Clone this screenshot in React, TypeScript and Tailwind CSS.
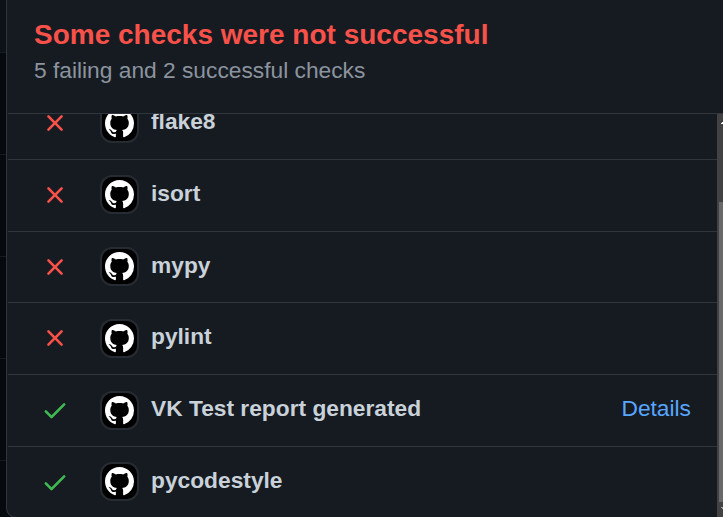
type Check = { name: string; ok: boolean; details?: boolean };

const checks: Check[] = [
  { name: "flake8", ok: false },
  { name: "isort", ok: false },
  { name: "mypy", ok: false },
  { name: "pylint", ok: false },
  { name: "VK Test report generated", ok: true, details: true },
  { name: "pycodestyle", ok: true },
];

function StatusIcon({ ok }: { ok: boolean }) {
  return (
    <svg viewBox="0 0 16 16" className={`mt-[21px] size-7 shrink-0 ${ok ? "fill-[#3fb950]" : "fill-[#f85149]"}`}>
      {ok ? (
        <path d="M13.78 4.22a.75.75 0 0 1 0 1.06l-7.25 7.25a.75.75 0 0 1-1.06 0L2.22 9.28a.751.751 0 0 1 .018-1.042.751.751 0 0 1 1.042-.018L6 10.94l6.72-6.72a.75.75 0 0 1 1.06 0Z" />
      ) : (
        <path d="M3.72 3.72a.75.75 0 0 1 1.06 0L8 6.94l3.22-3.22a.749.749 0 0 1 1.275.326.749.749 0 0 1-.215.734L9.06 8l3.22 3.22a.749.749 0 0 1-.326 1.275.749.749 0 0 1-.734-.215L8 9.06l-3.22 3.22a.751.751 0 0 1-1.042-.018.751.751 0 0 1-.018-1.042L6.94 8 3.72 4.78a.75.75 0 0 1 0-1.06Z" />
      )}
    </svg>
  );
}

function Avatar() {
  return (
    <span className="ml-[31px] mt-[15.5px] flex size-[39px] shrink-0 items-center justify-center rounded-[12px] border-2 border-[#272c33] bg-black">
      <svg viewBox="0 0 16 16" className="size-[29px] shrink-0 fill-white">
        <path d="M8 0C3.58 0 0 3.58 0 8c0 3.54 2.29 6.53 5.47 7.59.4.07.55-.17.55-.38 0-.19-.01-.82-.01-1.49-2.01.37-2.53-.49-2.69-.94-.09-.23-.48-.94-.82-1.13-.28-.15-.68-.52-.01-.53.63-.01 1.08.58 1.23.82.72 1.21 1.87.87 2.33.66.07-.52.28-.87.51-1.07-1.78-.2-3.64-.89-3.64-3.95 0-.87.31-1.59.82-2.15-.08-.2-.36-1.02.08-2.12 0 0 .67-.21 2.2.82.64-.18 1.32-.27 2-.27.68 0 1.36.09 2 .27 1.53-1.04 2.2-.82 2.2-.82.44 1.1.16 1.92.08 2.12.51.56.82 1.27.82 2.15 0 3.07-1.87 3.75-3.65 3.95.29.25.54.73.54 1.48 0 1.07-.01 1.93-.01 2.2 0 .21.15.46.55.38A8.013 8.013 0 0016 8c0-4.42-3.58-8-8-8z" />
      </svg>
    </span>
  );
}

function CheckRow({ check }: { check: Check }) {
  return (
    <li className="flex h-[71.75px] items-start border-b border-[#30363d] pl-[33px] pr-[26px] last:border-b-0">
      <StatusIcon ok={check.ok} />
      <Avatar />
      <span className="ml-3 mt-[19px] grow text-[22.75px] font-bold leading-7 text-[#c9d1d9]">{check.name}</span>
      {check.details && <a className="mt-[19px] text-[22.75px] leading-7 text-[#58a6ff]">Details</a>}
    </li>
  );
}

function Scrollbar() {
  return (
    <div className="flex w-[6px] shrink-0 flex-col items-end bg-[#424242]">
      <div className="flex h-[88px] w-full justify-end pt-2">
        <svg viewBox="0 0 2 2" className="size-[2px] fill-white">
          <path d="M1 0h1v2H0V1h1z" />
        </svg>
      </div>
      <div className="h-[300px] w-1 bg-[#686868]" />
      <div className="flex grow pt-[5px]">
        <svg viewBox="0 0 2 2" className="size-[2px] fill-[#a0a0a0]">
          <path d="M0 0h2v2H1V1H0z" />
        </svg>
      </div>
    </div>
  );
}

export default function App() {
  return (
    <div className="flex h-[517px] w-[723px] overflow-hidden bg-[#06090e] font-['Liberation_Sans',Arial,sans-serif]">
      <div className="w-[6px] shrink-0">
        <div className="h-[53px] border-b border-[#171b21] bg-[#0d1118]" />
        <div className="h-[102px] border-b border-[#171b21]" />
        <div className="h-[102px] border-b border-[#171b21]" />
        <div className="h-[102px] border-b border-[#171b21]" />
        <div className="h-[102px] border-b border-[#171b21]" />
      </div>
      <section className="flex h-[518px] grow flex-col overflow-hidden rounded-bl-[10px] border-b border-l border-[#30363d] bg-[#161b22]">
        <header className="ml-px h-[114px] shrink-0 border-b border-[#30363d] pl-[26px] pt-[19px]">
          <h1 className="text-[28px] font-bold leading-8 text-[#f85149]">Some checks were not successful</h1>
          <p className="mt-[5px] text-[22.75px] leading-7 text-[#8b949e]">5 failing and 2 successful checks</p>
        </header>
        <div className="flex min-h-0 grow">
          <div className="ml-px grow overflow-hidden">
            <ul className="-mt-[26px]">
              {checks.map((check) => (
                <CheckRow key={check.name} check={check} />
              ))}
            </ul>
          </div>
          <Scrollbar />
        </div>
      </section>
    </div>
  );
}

EXERCISE REQUIREMENTS:
Return only the lines running from the top of the data to the line that holds "string; ok: boolean;". Include both of those lines, but skip the pictures.

OUTPUT OF THE TASK:
Clone this screenshot in React, TypeScript and Tailwind CSS.
type Check = { name: string; ok: boolean; details?: boolean };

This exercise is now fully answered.